Wednesday, February 4, 2026

The potential effect of a geographically focused intervention against TB in the USA

Who

  • Study population: People aged ≥15 years diagnosed with tuberculosis (TB) in the USA.

  • Data source: National TB Surveillance System (NTSS).

  • Time period: 2011–2019.

  • Key subgroups: Racially and ethnically minoritised populations (Black, Hispanic, Asian, American Indian or Alaska Native [AIAN], and other non-White groups).

  • Exclusions: People incarcerated at TB diagnosis (3.9% of racially minoritised cases).

  • Intervention-eligible groups: People born outside the USA, people living with HIV, and people experiencing homelessness.


What

  • Objective: To estimate the health impact, cost, cost-effectiveness, and equity effects of a one-time targeted latent tuberculosis infection (LTBI) testing and treatment intervention.

  • Key findings:

    • Targeting the top 5% of US counties with the highest TB risk among racially minoritised populations captured 47.4% of all TB cases.

    • The intervention was estimated to avert:

      • 17,359 TB cases

      • 2,700 TB deaths

      • 14,951 QALYs gained over participants’ lifetimes.

    • 94.1% of people with LTBI in intervention counties were racially minoritised.

    • The intervention reduced TB incidence across most racial and ethnic groups and modestly reduced racial and ethnic disparities, especially for Black people.

    • Cost-effectiveness: $86,177 per QALY gained (2022 USD).


When

  • TB surveillance data: 2011–2019.

  • Projection period for impact on incidence and disparities: 2026–2040.

  • Post-2020 data excluded due to COVID-19–related disruptions in TB diagnosis.


Where

  • Geographic scope: All 50 US states and the District of Columbia.

  • Intervention focus: 157 counties (top 5% by a TB risk score combining TB incidence among racially minoritised people and their population share).


Why

  • Rationale: TB incidence remains disproportionately high among racially and ethnically minoritised populations in the USA.

  • Policy challenge: Current US guidelines do not allow LTBI testing to be restricted by race or ethnicity, necessitating a strategy that:

    • Reduces disparities,

    • Maximizes population health impact,

    • Remains guideline-concordant and cost-effective.
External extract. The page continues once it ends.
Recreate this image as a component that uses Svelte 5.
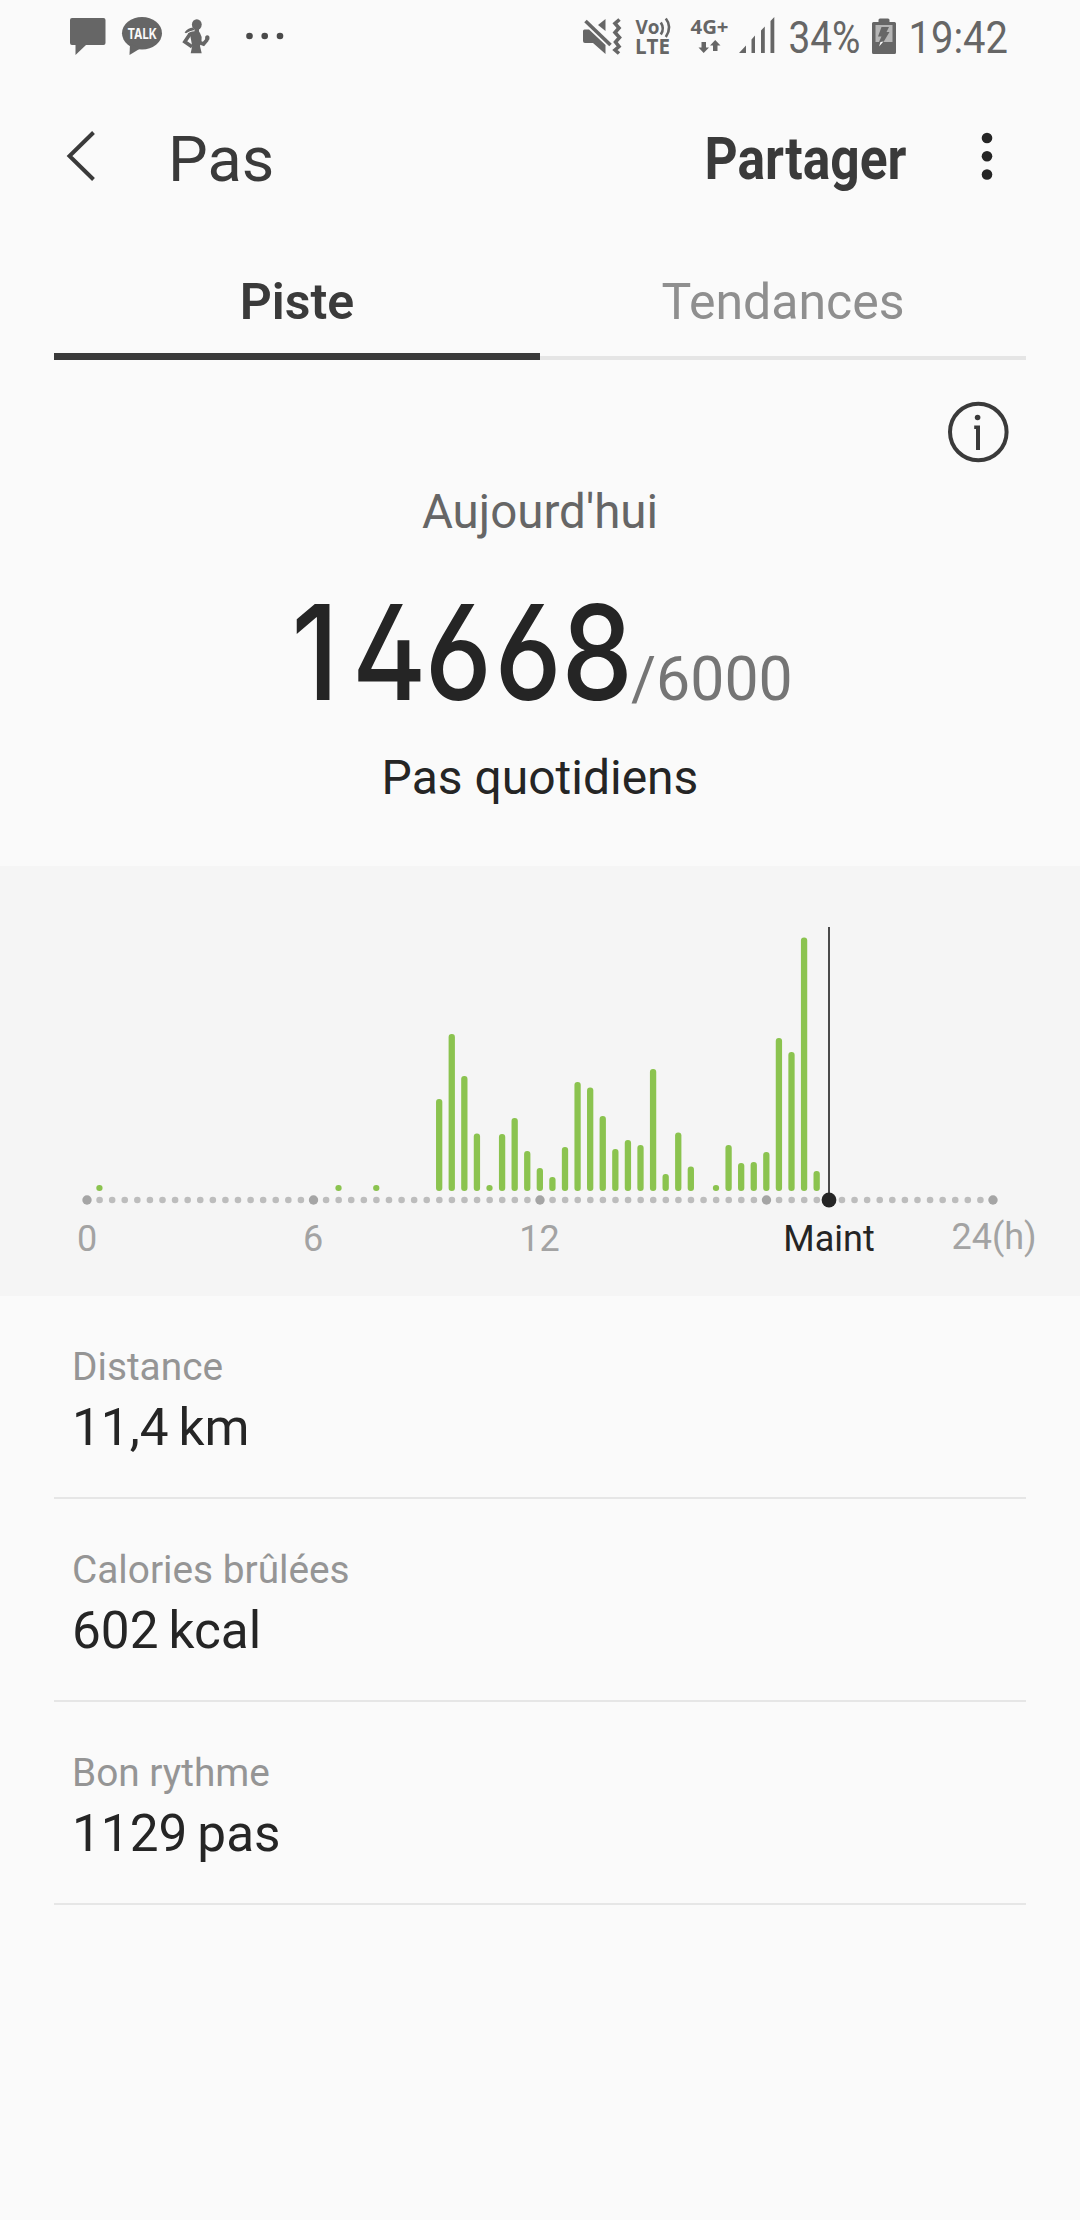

  • Goal: Inform resource allocation and decision making for TB elimination efforts.


How

  • Design: Modeling study combining surveillance data, statistical smoothing, and economic simulation.

  • Targeting approach:

    1. County-level targeting: Selected counties with highest TB burden among racially minoritised populations.
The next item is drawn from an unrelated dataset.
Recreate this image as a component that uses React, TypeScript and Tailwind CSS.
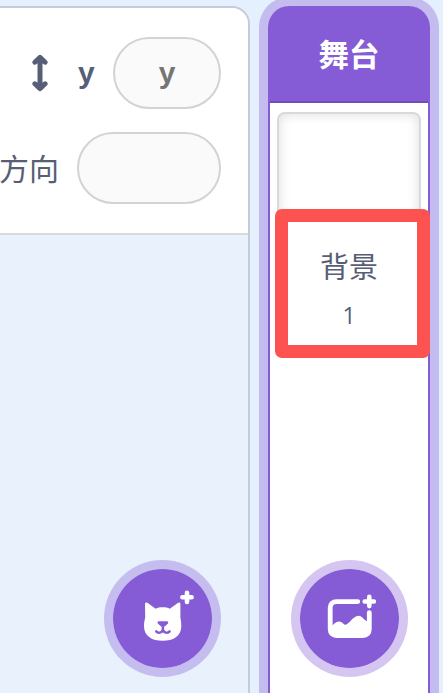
import type { ReactNode } from "react";

const SANS = "font-['Liberation_Sans','Noto_Sans_CJK_SC',sans-serif]";

function VerticalArrow() {
  return (
    <svg width="16" height="38" viewBox="0 0 16 38" fill="none" className="shrink-0">
      <path
        d="M8 5v28M2.9 8.2 8 3.4l5.1 4.8M2.9 29.8 8 34.6l5.1-4.8"
        stroke="#575e75"
        strokeWidth="5"
        strokeLinecap="round"
        strokeLinejoin="round"
      />
    </svg>
  );
}

function Plus({ x, y }: { x: number; y: number }) {
  return (
    <path
      d={`M${x - 4.6} ${y}h9.2M${x} ${y - 4.6}v9.2`}
      stroke="white"
      strokeWidth="4.6"
      strokeLinecap="round"
    />
  );
}

function CatIcon() {
  return (
    <svg width="99" height="99" viewBox="0 0 99 99" fill="none">
      <path
        d="M32 35.2C32 33.4 33.4 33 34.8 34L42.6 39.7C46.5 37.8 53 37.8 56.8 39.7L64.8 34C66.2 33 67.4 33.4 67.4 35.2V48.6C67.8 51 68.3 53.5 68.3 57C68.3 67.5 60 71.8 49.7 71.8C39.3 71.8 31 67.5 31 57C31 53.5 31.7 51 32.2 48.6Z"
        fill="white"
      />
      <path
        d="M46 52.3h7.8c1.5 0 1.9 1.4 1 2.4l-2.9 2.5c-1.1 1-2.9 1-4 0l-2.9-2.5c-1-1-.5-2.4 1-2.4z"
        fill="#855cd6"
      />
      <path
        d="M49.9 56.5v4.2M43.2 62.4c1.8 2.2 5.7 1.7 6.7-1.7c1 3.4 4.9 3.9 6.7 1.7"
        stroke="#855cd6"
        strokeWidth="2.5"
        strokeLinecap="round"
        strokeLinejoin="round"
      />
      <Plus x={74} y={28.3} />
    </svg>
  );
}

function BackdropIcon() {
  return (
    <svg width="99" height="99" viewBox="0 0 99 99" fill="none">
      <path
        d="M57.8 32.6H36.5C32.7 32.6 30.2 35 30.2 38.8V60.3C30.2 64.1 32.7 66.5 36.5 66.5H63C66.8 66.5 69.3 64.1 69.3 60.3V43.6"
        stroke="white"
        strokeWidth="4.8"
        strokeLinecap="round"
      />
      <path
        d="M31 57.5C33.4 55.8 35.5 52.4 39 52.4C42.4 52.4 43.4 55.8 45.7 55.8C48.4 55.8 53.5 46.8 58.3 46.8C62.6 46.8 64.2 52 67.8 52.4H70V60C70 64 67 67 63 67H36C32.5 67 30.5 64 30.5 61Z"
        fill="white"
      />
      <Plus x={69.3} y={32.5} />
    </svg>
  );
}

function AddButton({ label, children }: { label: string; children: ReactNode }) {
  return (
    <button
      aria-label={label}
      className="size-[117px] shrink-0 rounded-full border-[9px] border-[#855cd6]/35 bg-[#855cd6] bg-clip-padding"
    >
      {children}
    </button>
  );
}

function SpritePane() {
  return (
    <section className="mt-[6px] flex h-[687px] w-[250px] shrink-0 flex-col overflow-hidden rounded-tr-[18px] border-t-2 border-r-2 border-[#c4ccd9] bg-[#e9f1fc]">
      <div className="flex h-[227px] shrink-0 flex-col items-end gap-[23px] border-b-2 border-[#d9d9d9] bg-white pt-[29px] pr-[27px] text-[30px] leading-none text-[#575e75]">
        <div className="flex h-[72px] items-center">
          <VerticalArrow />
          <span className="ml-[30px] w-[17px] text-[30px] font-bold">y</span>
          <div className="ml-[18px] flex h-full w-[108px] items-center justify-center rounded-full border-2 border-[#d3d3d3] bg-[#fafafa] text-[30px] font-bold text-[#757575]">
            y
          </div>
        </div>
        <div className="flex h-[72px] items-center">
          <span className="mr-[18px] pt-[3px] whitespace-nowrap">方向</span>
          <div className="h-full w-[144px] rounded-full border-2 border-[#d3d3d3] bg-[#fafafa]" />
        </div>
      </div>
      <div className="mt-auto mb-[16px] flex justify-end pr-[27px]">
        <AddButton label="Choose a Sprite">
          <CatIcon />
        </AddButton>
      </div>
    </section>
  );
}

function StagePane() {
  return (
    <section className="relative mt-[6px] ml-[18px] flex h-[720px] w-[162px] shrink-0 flex-col items-center rounded-t-[21px] border-x-2 border-[#855cd6] bg-[linear-gradient(#855cd6_96px,white_96px)] shadow-[0_0_0_9px_#c4bbef]">
      <h2 className="flex h-[97px] w-full shrink-0 items-center justify-center border-b-2 border-[#714eb6] pt-[4px] text-[30.5px] font-bold text-white">
        舞台
      </h2>
      <div className="mt-[9px] h-[108px] w-[144px] shrink-0 rounded-lg border-2 border-[#d9d9d9] shadow-[inset_0_0_12px_rgba(0,0,0,0.14)]" />
      <div className="absolute top-[203px] left-[4.5px] h-[148.5px] w-[155.5px] rounded-[7px] border-[13.5px] border-[#fc5351] bg-white" />
      <div className="relative mt-[31px] flex flex-col items-center text-[#575e75]">
        <span className="text-[29px] leading-[34px]">背景</span>
        <span className="mt-[14px] font-['Open_Sans',sans-serif] text-[23px] leading-[32px]">1</span>
      </div>
      <div className="mt-[229px]">
        <AddButton label="Choose a Backdrop">
          <BackdropIcon />
        </AddButton>
      </div>
    </section>
  );
}

export default function App() {
  return (
    <main className={`flex h-[693px] w-[443px] overflow-hidden bg-[#e5f0ff] ${SANS}`}>
      <SpritePane />
      <StagePane />
    </main>
  );
}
    2. Individual-level targeting: Offered LTBI testing to all people with guideline-recommended risk factors, regardless of race or ethnicity.

  • LTBI estimation: Back-calculated from TB incidence using published reactivation rates and spatially smoothed generalized additive models.
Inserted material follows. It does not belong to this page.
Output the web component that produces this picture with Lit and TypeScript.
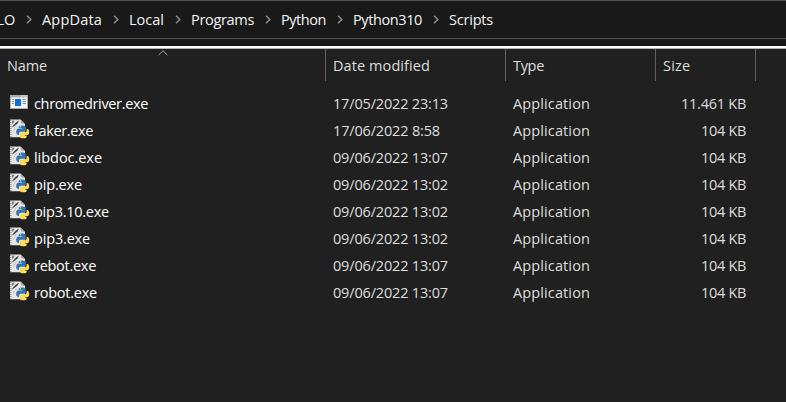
import { LitElement, html, css, svg } from "lit";
import { customElement, property } from "lit/decorators.js";

/* One line of text, spaced to an exact width. */
@customElement("fit-text")
class FitText extends LitElement {
  @property() text = "";
  @property({ type: Number }) w = 0;
  static styles = css`
    :host { display: inline-block; white-space: pre; }
    span { display: inline-block; }
  `;
  render() {
    return html`<span>${this.text}</span>`;
  }
  firstUpdated() {
    const s = this.renderRoot.querySelector("span") as HTMLElement;
    const natural = s.getBoundingClientRect().width;
    s.style.letterSpacing = `${(this.w - natural) / this.text.length}px`;
  }
}

const crumbs: [string, number][] = [
  ["AppData", 60], ["Local", 35], ["Programs", 63],
  ["Python", 45], ["Python310", 69], ["Scripts", 44],
];
const files: [string, number, string, number, string, number][] = [
  ["chromedriver.exe", 114, "17/05/2022 23:13", 115, "11.461 KB", 65],
  ["faker.exe", 59, "17/06/2022 8:58", 107, "104 KB", 45],
  ["libdoc.exe", 68, "09/06/2022 13:07", 115, "104 KB", 45],
  ["pip.exe", 48, "09/06/2022 13:02", 115, "104 KB", 45],
  ["pip3.10.exe", 75, "09/06/2022 13:02", 115, "104 KB", 45],
  ["pip3.exe", 56, "09/06/2022 13:02", 115, "104 KB", 45],
  ["rebot.exe", 62, "09/06/2022 13:07", 115, "104 KB", 45],
  ["robot.exe", 63, "09/06/2022 13:07", 115, "104 KB", 45],
];

const chevron = html`<svg class="chev" width="6" height="9" viewBox="0 0 6 9">
  <path d="M1 .7 4.8 4.5 1 8.3" fill="none" stroke="#8c8c8c" stroke-width="1.5" /></svg>`;

const appIcon = html`<svg width="20" height="20" viewBox="0 0 20 20">
  ${svg`<path d="M0 3h18v14H0z" fill="#a9adb0"/>
  <path d="M1 5.500h16V16H1z" fill="#f4f4f4"/>
  <path d="M11 4h1.300M13.300 4h1.300M15.400 4h1.300" stroke="#fff" stroke-width="1.200"/>
  <path d="M5 7h6v7H5z" fill="#0873d4"/>
  <path d="M2 7.500h2M2 9.500h2M2 11.500h2M12.300 7.500H16M12.300 9.500H16M12.300 11.500H16" stroke="#8e9295"/>`}</svg>`;

const pyIcon = html`<svg width="20" height="20" viewBox="0 0 20 20">
  ${svg`<path d="M0 .4h10.500L15 5v13.200H0z" fill="#e6e6e6"/>
  <path d="M10.500 .4 15 5l-4-.8z" fill="#a8a8a8"/>
  <path d="M.8 1v17" stroke="#888" stroke-width="1.200" stroke-dasharray="1 1"/>
  <path d="M1.500 9 3.500 6 6 3.500 9 1.500 7.500 4.500 5 6.500z" fill="#3c3c3c"/>
  <path d="M2 1.800 4.500 1.500 3.500 4 2 5z" fill="#777"/>
  <path d="M3 13 6.500 7" stroke="#bbb" stroke-width=".8"/>
  <g transform="translate(6.200 6.300)">
    <path d="M3 .8C4-.1 8-.1 9 .8c.5.500.6 1 .6 1.700v2.300c0 1-.7 1.700-1.700 1.700H4.500c-1 0-1.700.8-1.700 1.700v1.400H2C.5 9.600 0 8.200 0 6.500s.8-3.200 2.500-3.200H6v-.6H2.500c0-.9 0-1.400.5-1.900z" fill="#3475ae"/>
    <path d="M10.400 3.600h.9c1.100 0 1.700 1.300 1.700 3.100 0 2.100-.9 3.300-2.300 3.300H7.200v.5h3.200v1c0 1-1.200 1.500-3.200 1.500-2.200 0-3.500-.6-3.500-1.900V8.700c0-.9.600-1.500 1.500-1.500h3.300c1.100 0 1.900-.8 1.900-1.900z" fill="#ffd94f"/>
    <circle cx="4.400" cy="1.500" r=".6" fill="#fff"/>
    <circle cx="8.900" cy="11.500" r=".6" fill="#fff"/>
  </g>`}</svg>`;

@customElement("app-root")
class AppRoot extends LitElement {
  static styles = css`
    :host {
      display: flex; flex-direction: column; box-sizing: border-box;
      width: 786px; height: 402px; overflow: hidden;
      background: #202020; color: #dedede;
      font: 14.5px/20px "Open Sans", "Noto Sans", sans-serif;
    }
    svg { display: block; flex: none; }
    .address {
      display: flex; align-items: center; box-sizing: border-box; height: 39px;
      background: #191919; border-top: 1px solid #535353; border-bottom: 1px solid #535353;
      color: #f4f4f4;
    }
    .drive { width: 15px; display: flex; justify-content: flex-end; }
    .drive fit-text { flex: none; }
    .chev { margin: 0 10px 1px 11px; }
    .gap { height: 7px; background: #191919; }
    .rule { height: 2px; background: #fff; border-bottom: 1px solid #b5b5b5; }
    .head, .row { display: grid; grid-template-columns: 326px 180px 150px 100px; }
    .head { height: 32px; position: relative; margin-bottom: 9px; }
    .head div { border-right: 1px solid #626262; padding: 7px 0 0 7px; box-sizing: border-box; }
    .sort { position: absolute; left: 158px; top: 1px; }
    .row { height: 27px; align-items: center; }
    .cell { padding-left: 7px; display: flex; align-items: center; }
    .name { padding-left: 10px; gap: 4px; color: #fff; }
    .name svg { margin-bottom: 3px; }
    .size { justify-content: flex-end; padding-right: 10px; }
  `;
  render() {
    return html`
      <div class="address">
        <div class="drive"><fit-text text="LO" w="18.5"></fit-text></div>
        ${crumbs.map(([t, w]) => html`${chevron}<fit-text text=${t} w=${w}></fit-text>`)}
      </div>
      <div class="gap"></div>
      <div class="rule"></div>
      <div class="head">
        <div><fit-text text="Name" w="40"></fit-text></div>
        <div><fit-text text="Date modified" w="97"></fit-text></div>
        <div><fit-text text="Type" w="31"></fit-text></div>
        <div><fit-text text="Size" w="27.5"></fit-text></div>
        <svg class="sort" width="10" height="6" viewBox="0 0 10 6">
          <path d="M.7 5 5 .8 9.300 5" fill="none" stroke="#aaa" /></svg>
      </div>
      ${files.map(([n, nw, d, dw, s, sw], i) => html`
        <div class="row">
          <div class="cell name">${i ? pyIcon : appIcon}<fit-text text=${n} w=${nw}></fit-text></div>
          <div class="cell"><fit-text text=${d} w=${dw}></fit-text></div>
          <div class="cell"><fit-text text="Application" w="77"></fit-text></div>
          <div class="cell size"><fit-text text=${s} w=${sw}></fit-text></div>
        </div>`)}
    `;
  }
}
  • Intervention: Interferon gamma release assay testing, followed by 3 months of weekly isoniazid plus rifapentine.

  • Analysis:

    • Markov cohort model for lifetime health and economic outcomes.

    • Incremental cost-effectiveness ratios (ICERs) estimated from a TB health services perspective.

    • Quasi-Poisson models projected future TB incidence and disparities.

  • Oversight: Analysis of de-identified surveillance data reviewed by the Centers for Disease Control and Prevention, classified as research not involving human participants.


Overall conclusion

A geographically focused, guideline-concordant LTBI testing and treatment intervention could produce substantial health gains, be moderately cost-effective, and achieve small but meaningful reductions in racial and ethnic TB disparities, supporting its use as a strategic tool for TB elimination in the USA.

Source: Regan, M., Cui, H., Swartwood, N.A., Li, Y., Marks, S.M., Barham, T., Khan, A., Winston, C.A., Cohen, T., Horsburgh, C.R. and Salomon, J.A., 2026. The potential effect of a geographically focused intervention against tuberculosis in the USA: a simulation modelling study. The Lancet Public Health, 11(2), pp.e82-e91.